Last month, Comptroller John Liu released a report stating that several hotels throughout the city owed nearly $2.7 million in unpaid bills.

According to Liu, the Department of Environmental Protection either failed to bill the establishments, or failed to collect on negligent property owners.

The hotels with outstanding balances were scattered across the city and included five-star luxury landmarks, downtown boutiques, airport chains, and single room occupancies.

In the case of the DEP failing to bill hotels, the report noted that the department relies on licensed plumbers to request and return DEP permits. “Not all plumbers follow this rule,” Liu said.

Apparently, hotels can go years without receiving water and sewer usage bills if the plumber installing the meter never informs the DEP.

In the case of other hotels—the ones that did not pay their bills—the DEP failed in enforcement, and was unaware of the unpaid bills prior to the comptroller’s report, said Liu.

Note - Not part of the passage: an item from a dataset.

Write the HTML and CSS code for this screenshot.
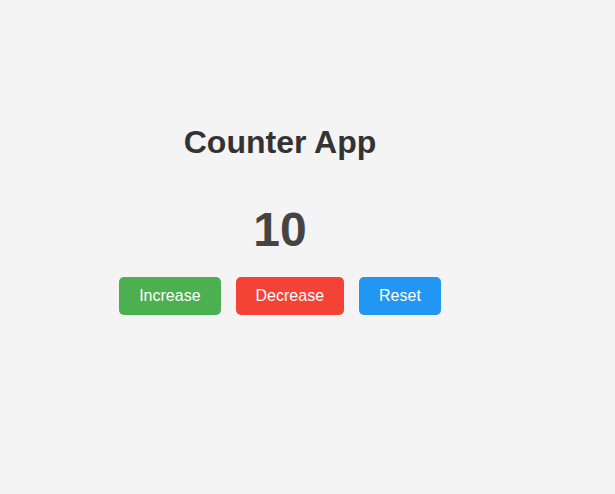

The DEP has agreed with a majority of Liu’s recommendations, including retroactively billing all hotels and investigating how nearly 20 of the indebted hotels obtained certificates of occupancy without proper water metering.

“We’re pleased that DEP is finally collecting on this money we’ve identified,” said Liu. “As water rates continue to soar and some residents are now threatened with lien sales because they can’t pay their bills, it’s only fair that DEP also collects from these major players.”

Several of the hotels are in Rockaway Beach, but the total owed by those owners was barely $40,000 altogether. Near Kennedy International Airport, the debt was significantly higher.

The Hampton Inn JFK at 144-10 135th Avenue, which has since set up a payment plan, owes the city $58,628. The Holiday Inn JFK at 144-02 135th Avenue owes $63,073 and the Sheraton JFK at 151-20 Baisley Boulevard owes $24,059. Both the Holiday Inn and the Sheraton however, have filed for bankruptcy.

The DEP maintains 834,000 accounts for water and sewer service. More than 1,500 of those accounts are held by hotels, which have some of the heaviest water and sewer service use.